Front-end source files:
....................

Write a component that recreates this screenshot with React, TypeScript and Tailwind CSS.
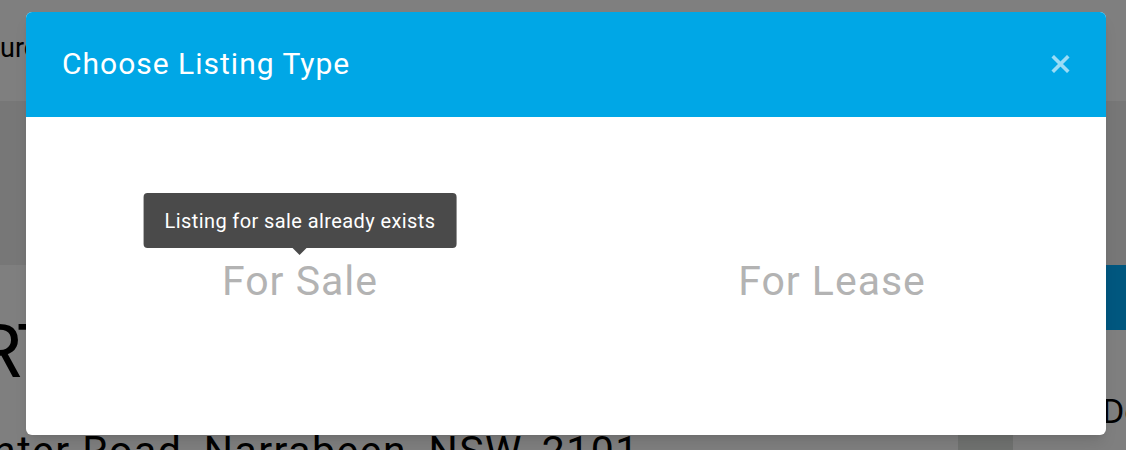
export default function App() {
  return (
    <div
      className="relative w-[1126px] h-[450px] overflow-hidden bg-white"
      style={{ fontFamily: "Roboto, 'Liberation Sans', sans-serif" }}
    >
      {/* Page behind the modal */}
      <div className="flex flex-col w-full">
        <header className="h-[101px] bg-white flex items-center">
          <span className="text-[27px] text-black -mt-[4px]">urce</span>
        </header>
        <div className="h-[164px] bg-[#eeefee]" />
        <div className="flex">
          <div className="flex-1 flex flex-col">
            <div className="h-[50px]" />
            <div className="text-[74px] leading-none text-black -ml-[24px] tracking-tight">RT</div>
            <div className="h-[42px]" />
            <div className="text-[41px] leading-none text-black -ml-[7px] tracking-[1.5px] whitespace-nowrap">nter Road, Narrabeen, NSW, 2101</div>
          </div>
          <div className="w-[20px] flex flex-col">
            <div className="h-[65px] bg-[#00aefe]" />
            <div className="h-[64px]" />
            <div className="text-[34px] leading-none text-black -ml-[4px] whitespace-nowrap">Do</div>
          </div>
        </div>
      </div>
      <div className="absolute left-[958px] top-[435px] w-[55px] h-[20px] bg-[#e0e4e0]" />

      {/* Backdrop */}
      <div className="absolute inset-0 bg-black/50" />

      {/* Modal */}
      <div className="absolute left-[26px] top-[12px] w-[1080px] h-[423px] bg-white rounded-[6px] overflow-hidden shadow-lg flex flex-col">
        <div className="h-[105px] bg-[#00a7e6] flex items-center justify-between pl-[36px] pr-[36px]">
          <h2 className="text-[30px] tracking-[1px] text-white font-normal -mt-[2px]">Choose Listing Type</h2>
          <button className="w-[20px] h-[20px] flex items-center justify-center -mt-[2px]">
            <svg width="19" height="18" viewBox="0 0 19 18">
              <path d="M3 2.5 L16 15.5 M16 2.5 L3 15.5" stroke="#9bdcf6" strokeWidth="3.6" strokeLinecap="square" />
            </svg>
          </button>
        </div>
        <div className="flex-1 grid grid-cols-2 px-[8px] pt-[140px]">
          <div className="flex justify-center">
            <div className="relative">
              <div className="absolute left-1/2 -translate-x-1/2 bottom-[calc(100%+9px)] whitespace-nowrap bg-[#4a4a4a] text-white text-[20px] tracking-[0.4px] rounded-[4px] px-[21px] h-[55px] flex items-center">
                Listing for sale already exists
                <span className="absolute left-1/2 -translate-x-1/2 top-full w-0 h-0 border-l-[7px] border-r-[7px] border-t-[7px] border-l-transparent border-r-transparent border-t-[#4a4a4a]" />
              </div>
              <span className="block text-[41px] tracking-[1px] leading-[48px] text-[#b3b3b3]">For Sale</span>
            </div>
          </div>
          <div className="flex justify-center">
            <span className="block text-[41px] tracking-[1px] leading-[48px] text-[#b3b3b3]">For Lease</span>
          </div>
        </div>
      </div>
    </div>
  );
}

....................

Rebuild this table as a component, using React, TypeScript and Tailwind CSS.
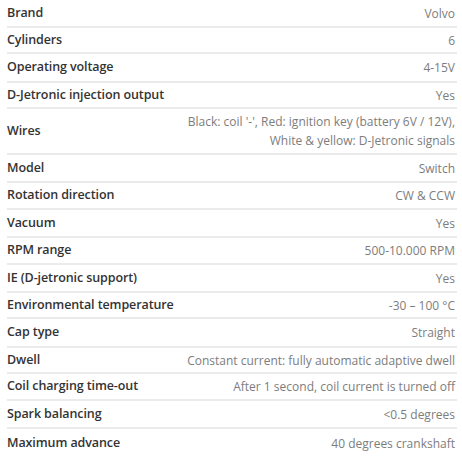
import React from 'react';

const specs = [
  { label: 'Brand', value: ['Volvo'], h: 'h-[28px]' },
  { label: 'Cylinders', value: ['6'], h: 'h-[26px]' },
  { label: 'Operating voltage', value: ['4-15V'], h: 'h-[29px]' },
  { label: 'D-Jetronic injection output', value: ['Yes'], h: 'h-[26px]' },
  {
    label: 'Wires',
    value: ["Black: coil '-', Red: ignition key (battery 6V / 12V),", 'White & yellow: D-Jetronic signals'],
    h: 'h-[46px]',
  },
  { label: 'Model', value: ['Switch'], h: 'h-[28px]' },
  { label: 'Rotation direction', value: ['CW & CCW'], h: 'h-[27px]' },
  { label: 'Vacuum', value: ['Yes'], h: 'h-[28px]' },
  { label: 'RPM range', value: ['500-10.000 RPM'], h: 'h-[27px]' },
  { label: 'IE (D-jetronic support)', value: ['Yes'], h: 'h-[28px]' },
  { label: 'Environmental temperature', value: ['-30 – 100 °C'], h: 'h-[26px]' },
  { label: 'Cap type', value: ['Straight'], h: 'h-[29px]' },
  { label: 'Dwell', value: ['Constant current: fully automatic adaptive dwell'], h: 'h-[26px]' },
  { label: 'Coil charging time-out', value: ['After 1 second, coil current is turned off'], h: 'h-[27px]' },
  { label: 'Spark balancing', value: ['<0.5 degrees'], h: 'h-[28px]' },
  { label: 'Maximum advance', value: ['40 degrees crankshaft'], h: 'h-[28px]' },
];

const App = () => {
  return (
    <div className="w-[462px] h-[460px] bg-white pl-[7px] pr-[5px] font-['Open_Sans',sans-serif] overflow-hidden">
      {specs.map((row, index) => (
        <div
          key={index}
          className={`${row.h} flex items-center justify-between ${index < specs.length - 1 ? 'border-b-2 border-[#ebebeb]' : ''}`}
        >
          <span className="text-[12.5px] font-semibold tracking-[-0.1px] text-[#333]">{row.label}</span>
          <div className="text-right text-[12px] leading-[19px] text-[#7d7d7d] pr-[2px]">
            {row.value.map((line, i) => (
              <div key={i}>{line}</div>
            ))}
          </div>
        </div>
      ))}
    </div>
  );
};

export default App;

....................

▶ [WHAT IS REQUIRED]
Show all lines from the records above where the word "Tailwind" occurs.

▶ [EXERCISE ANSWER]
Write a component that recreates this screenshot with React, TypeScript and Tailwind CSS.
Rebuild this table as a component, using React, TypeScript and Tailwind CSS.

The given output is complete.